On Fri, 4 Oct 2002, Michael Lazzaro wrote:
: Date: Fri, 4 Oct 2002 16:40:04 -0700
: From: Michael Lazzaro <[EMAIL PROTECTED]>
: To: [EMAIL PROTECTED]
: Subject: Draft Proposal: Declaring Classwide Attributes
:
: (Disclaimer: My purpose in proposing this is not to recommend it, but
: to document whether the idea should be endorsed, or shot down, and any
: proposed canonical syntax. Note that the later implications of these
: choices are quite substantial.
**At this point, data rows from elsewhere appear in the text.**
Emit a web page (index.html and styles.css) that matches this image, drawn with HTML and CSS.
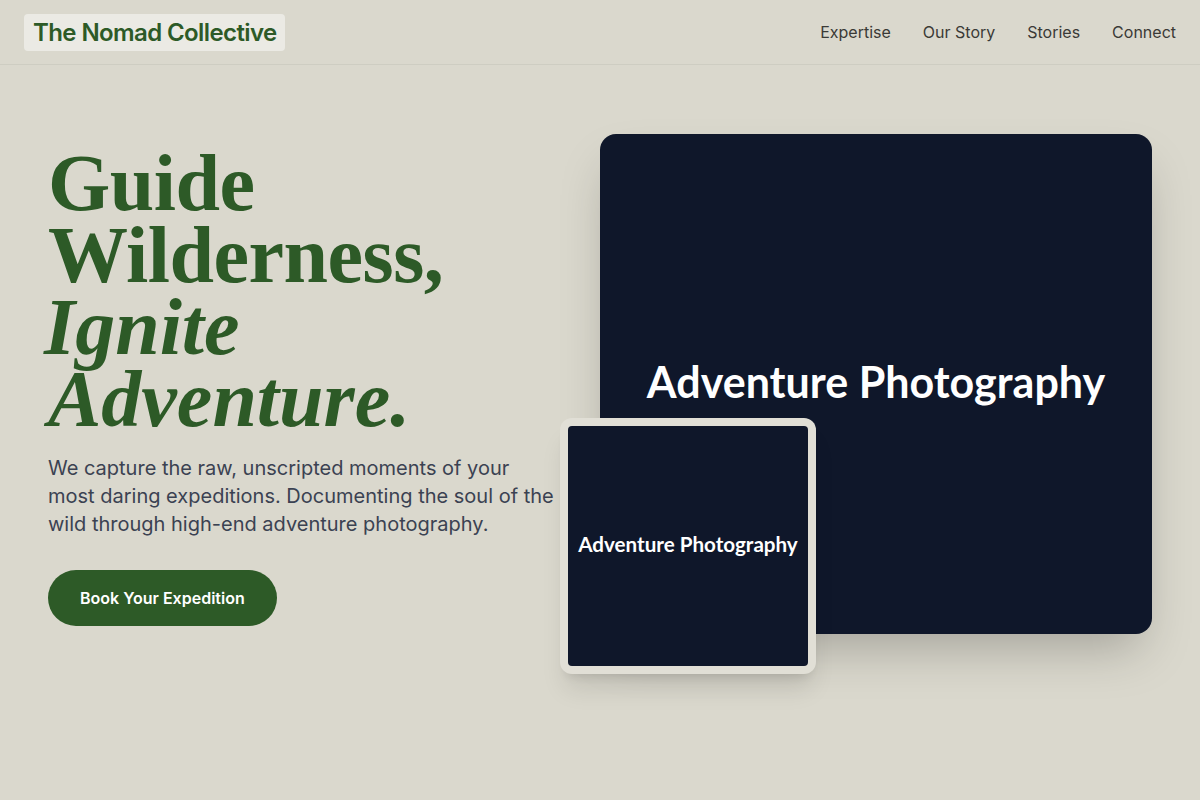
FILE: index.html
```html
<!DOCTYPE html>
<html lang="en">
<head>
<meta charset="utf-8">
<title>The Nomad Collective</title>
<link rel="stylesheet" href="styles.css">
</head>
<body>
<header class="site-header">
  <a class="logo" href="#">The Nomad Collective</a>
  <nav class="nav">
    <a href="#">Expertise</a>
    <a href="#">Our Story</a>
    <a href="#">Stories</a>
    <a href="#">Connect</a>
  </nav>
</header>
<main class="hero">
  <section class="hero-text">
    <h1 class="headline">Guide<br>Wilderness,<br><em>Ignite<br>Adventure.</em></h1>
    <p class="lead">We capture the raw, unscripted moments of your most daring expeditions. Documenting the soul of the wild through high-end adventure photography.</p>
    <a class="btn" href="#">Book Your Expedition</a>
  </section>
  <section class="hero-media">
    <div class="photo photo-main"><span>Adventure Photography</span></div>
    <div class="photo-frame">
      <div class="photo photo-small"><span>Adventure Photography</span></div>
    </div>
  </section>
</main>
</body>
</html>
```
FILE: styles.css
```css
* { box-sizing: border-box; }
html, body { margin: 0; padding: 0; }
body {
  background: #dad8cd;
  font-family: Inter, "Noto Sans", sans-serif;
  color: #374151;
  min-height: 800px;
}
a { text-decoration: none; }

.site-header {
  height: 65px;
  display: flex;
  align-items: center;
  justify-content: space-between;
  padding: 0 24px;
  border-bottom: 1px solid rgba(0,0,0,0.05);
}
.logo {
  display: block;
  background: #ebeae4;
  color: #2d5a27;
  font-weight: 600;
  font-size: 24px;
  line-height: 29px;
  padding: 4px 8px 4px 9px;
  border-radius: 4px;
  letter-spacing: -0.6px;
}
.nav { display: flex; gap: 32px; }
.nav a {
  color: #3a3a36;
  font-size: 16px;
  line-height: 20px;
}

.hero {
  display: flex;
  align-items: flex-start;
  padding: 69px 48px 0;
}
.hero-text {
  width: 508px;
  flex: none;
  padding-top: 13px;
}
.headline {
  margin: 0;
  font-family: "Liberation Serif", "Times New Roman", serif;
  font-weight: 700;
  font-size: 80px;
  line-height: 72px;
  color: #2d5a27;
  letter-spacing: -0.5px;
}
.headline em { font-style: italic; margin-left: -4px; letter-spacing: 0; }
.lead {
  margin: 19px 0 0;
  font-size: 20px;
  line-height: 28px;
  color: #3b4252;
}
.btn {
  display: inline-block;
  margin-top: 32px;
  background: #2d5a27;
  color: #fff;
  font-weight: 600;
  font-size: 16px;
  line-height: 20px;
  padding: 18px 32px;
  border-radius: 999px;
}

.hero-media {
  position: relative;
  flex: 1;
  margin-left: 44px;
}
.photo {
  background: #0f172a;
  color: #fff;
  display: flex;
  align-items: center;
  justify-content: center;
  font-family: Lato, "Open Sans", sans-serif;
  font-weight: 700;
}
.photo-main {
  height: 500px;
  border-radius: 16px;
  font-size: 43px;
  box-shadow: 0 25px 50px -12px rgba(0,0,0,0.25);
  padding-bottom: 6px;
}
.photo-frame {
  position: absolute;
  left: -40px;
  bottom: -40px;
  width: 256px;
  height: 256px;
  padding: 8px;
  background: #e1dfd6;
  border-radius: 12px;
  box-shadow: 0 20px 25px -5px rgba(0,0,0,0.1), 0 8px 10px -6px rgba(0,0,0,0.1);
}
.photo-small {
  width: 100%;
  height: 100%;
  border-radius: 4px;
  font-size: 20.6px;
  padding-bottom: 4px;
}
```
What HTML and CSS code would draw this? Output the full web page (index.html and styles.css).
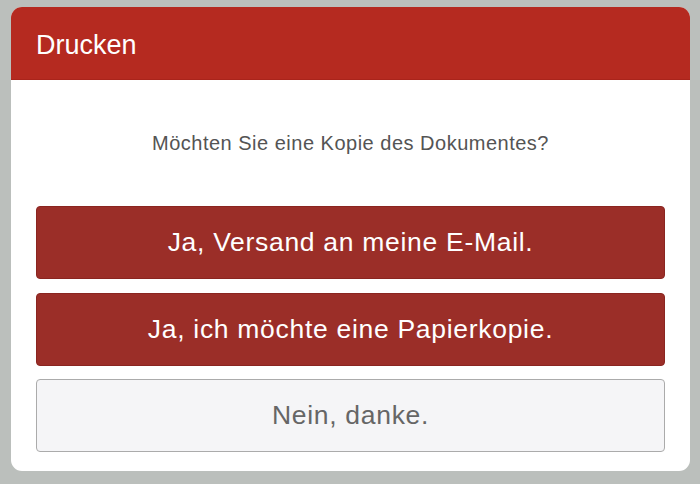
FILE: index.html
```html
<!DOCTYPE html>
<html lang="de">
<head>
  <meta charset="UTF-8" />
  <meta name="viewport" content="width=device-width, initial-scale=1.0" />
  <title>Drucken</title>
  <link rel="stylesheet" href="styles.css">
</head>
<body>
  <div class="dialog">
    <div class="dialog-header">Drucken</div>
    <div class="dialog-body">
      <p class="message">Möchten Sie eine Kopie des Dokumentes?</p>
      <div class="actions">
        <button class="btn btn-primary">Ja, Versand an meine E-Mail.</button>
        <button class="btn btn-primary">Ja, ich möchte eine Papierkopie.</button>
        <button class="btn btn-cancel">Nein, danke.</button>
      </div>
    </div>
  </div>
</body>
</html>
```

FILE: styles.css
```css
* { box-sizing: border-box; margin: 0; padding: 0; }
body {
  background: #bbbfbc;
  font-family: 'Liberation Sans', Arial, sans-serif;
  padding: 7px 10px 13px 11px;
  height: 484px; overflow: hidden;
}
.dialog {
  width: 679px; height: 464px;
  background: #fff;
  border-radius: 11px;
  overflow: hidden;
}
.dialog-header {
  height: 73px;
  background: #b52a20;
  border-bottom: 1px solid #a9241b;
  color: #fff;
  font-size: 27px;
  padding: 23px 0 0 25px;
  line-height: 30px;
}
.dialog-body {
  padding: 0 25px 19px;
}
.message {
  padding-top: 52px;
  line-height: 22px;
  font-size: 20px;
  color: #545454;
  text-align: center;
  letter-spacing: 0.5px;
}
.actions {
  display: flex; flex-direction: column;
  gap: 13.5px;
  margin-top: 52px;
}
.btn {
  height: 73px; width: 100%;
  font-family: inherit;
  font-size: 26.5px;
  letter-spacing: 0.7px;
  border-radius: 4px;
  cursor: pointer;
}
.btn-primary {
  background: #9b2e28;
  border: 1px solid #8a2520;
  color: #fff;
}
.btn-cancel {
  background: #f5f5f7;
  border: 1px solid #ababab;
  color: #666;
}
```
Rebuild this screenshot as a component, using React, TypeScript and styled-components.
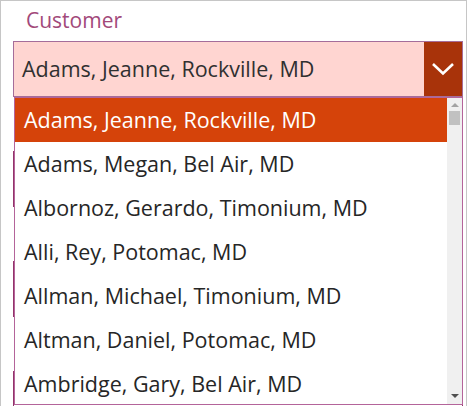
import React from "react";
import styled, { createGlobalStyle } from "styled-components";

const Global = createGlobalStyle`
  html, body { margin: 0; padding: 0; background: #ffffff; }
  body { font-family: "Open Sans", "Noto Sans", sans-serif; }
`;

const Frame = styled.div`
  position: relative;
  box-sizing: border-box;
  width: 467px;
  height: 406px;
  overflow: hidden;
  border: 1px solid #c6c6c6;
  border-bottom: none;
  padding: 0 3px 0 12px;
  display: flex;
  flex-direction: column;
`;

const Field = styled.div`
  display: flex;
  flex-direction: column;
  flex: none;
  height: 110px;
`;

const Label = styled.div`
  height: 40px;
  box-sizing: border-box;
  padding: 5px 0 0 13px;
  font-size: 21px;
  line-height: 28px;
  color: #a2497a;
`;

const Input = styled.div<{ $filled?: boolean }>`
  box-sizing: border-box;
  height: 56px;
  display: flex;
  align-items: stretch;
  border: 1px solid ${(p) => (p.$filled ? "#a56d9a" : "#93336a")};
  background: ${(p) => (p.$filled ? "#ffd5d1" : "#ffffff")};
`;

const Value = styled.div`
  flex: 1;
  display: flex;
  align-items: center;
  padding: 0 0 2px 8px;
  font-size: 21.5px;
  color: #303030;
  white-space: nowrap;
`;

const ChevronButton = styled.div`
  width: 38px;
  background: #a8330a;
  display: flex;
  align-items: center;
  justify-content: center;
`;

const List = styled.div`
  position: absolute;
  left: 13px;
  top: 96px;
  width: 449px;
  height: 308px;
  box-sizing: border-box;
  border: 1px solid #b4649a;
  background: #ffffff;
  display: flex;
`;

const Rows = styled.div`
  flex: 1;
  display: flex;
  flex-direction: column;
  overflow: hidden;
`;

const Row = styled.div<{ $selected?: boolean }>`
  flex: none;
  height: 44px;
  box-sizing: border-box;
  padding: 0 0 2px 9px;
  display: flex;
  align-items: center;
  font-size: 21.5px;
  white-space: nowrap;
  background: ${(p) => (p.$selected ? "#d5430a" : "#ffffff")};
  color: ${(p) => (p.$selected ? "#ffffff" : "#262626")};
`;

const Scrollbar = styled.div`
  width: 15px;
  background: #f0f0f0;
  display: flex;
  flex-direction: column;
  align-items: center;
`;

const Arrow = styled.div<{ $down?: boolean }>`
  width: 0;
  height: 0;
  border-left: 4px solid transparent;
  border-right: 4px solid transparent;
  ${(p) =>
    p.$down
      ? "border-top: 4px solid #505050; margin-top: auto; margin-bottom: 6px;"
      : "border-bottom: 4px solid #a3a3a3; margin-top: 5px;"}
`;

const Thumb = styled.div`
  width: 11px;
  height: 14px;
  margin-top: 4px;
  background: #c1c1c1;
`;

const customers = [
  "Adams, Jeanne, Rockville, MD",
  "Adams, Megan, Bel Air, MD",
  "Albornoz, Gerardo, Timonium, MD",
  "Alli, Rey, Potomac, MD",
  "Allman, Michael, Timonium, MD",
  "Altman, Daniel, Potomac, MD",
  "Ambridge, Gary, Bel Air, MD",
];

export default function App() {
  return (
    <>
      <Global />
      <Frame>
        <Field>
          <Label>Customer</Label>
          <Input $filled>
            <Value>Adams, Jeanne, Rockville, MD</Value>
            <ChevronButton>
              <svg width="24" height="14" viewBox="0 0 24 14">
                <polyline
                  points="2,2 12,11.5 22,2"
                  fill="none"
                  stroke="#ffffff"
                  strokeWidth="2.6"
                />
              </svg>
            </ChevronButton>
          </Input>
        </Field>
        {[1, 2, 3].map((n) => (
          <Field key={n}>
            <Label />
            <Input />
          </Field>
        ))}
        <List>
          <Rows>
            {customers.map((c, i) => (
              <Row key={c} $selected={i === 0}>
                {c}
              </Row>
            ))}
          </Rows>
          <Scrollbar>
            <Arrow />
            <Thumb />
            <Arrow $down />
          </Scrollbar>
        </List>
      </Frame>
    </>
  );
}
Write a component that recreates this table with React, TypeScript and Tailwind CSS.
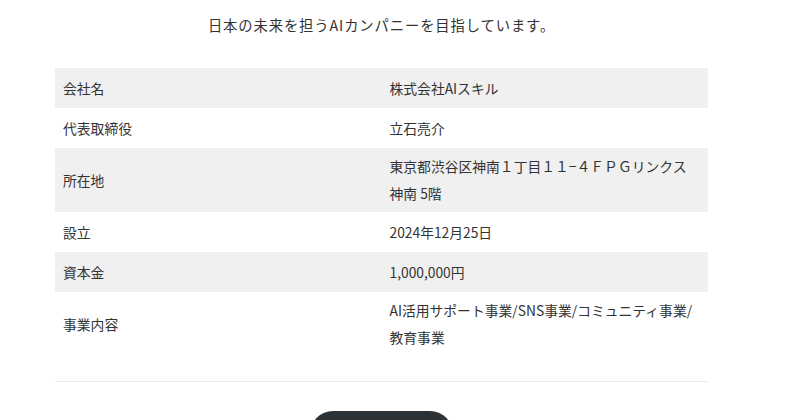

Please discuss!)
:
: [Draft Proposal: Declaring Classwide Attributes]
:
: Within a class, "classwide attributes" are declared using the standard
: "my" and "our".
:
: Example:
:
: class Zap {
: my %zap_cache; # a private classwide attribute
: our $zap_count = 0; # a public classwide attribute
:
: attr $foo;
: attr $bar;
: }
:
:
: [Discussion]
:
: Many OO-based languages have the concept of "classwide" attributes;
: that is, attributes that only exist once, for the class (and all
: subclasses?), as opposed to existing one for each instance of a class.
: You can use these attributes as counters, or caches, or any other
: common ground for use by all instances of the class.
:
: Within a class definition, Perl simply uses the my/our keywords for
: this purpose.
:
: If any value is to be assigned to a "classwide" attributes, that
: assignment is done once, upon initialization of the class.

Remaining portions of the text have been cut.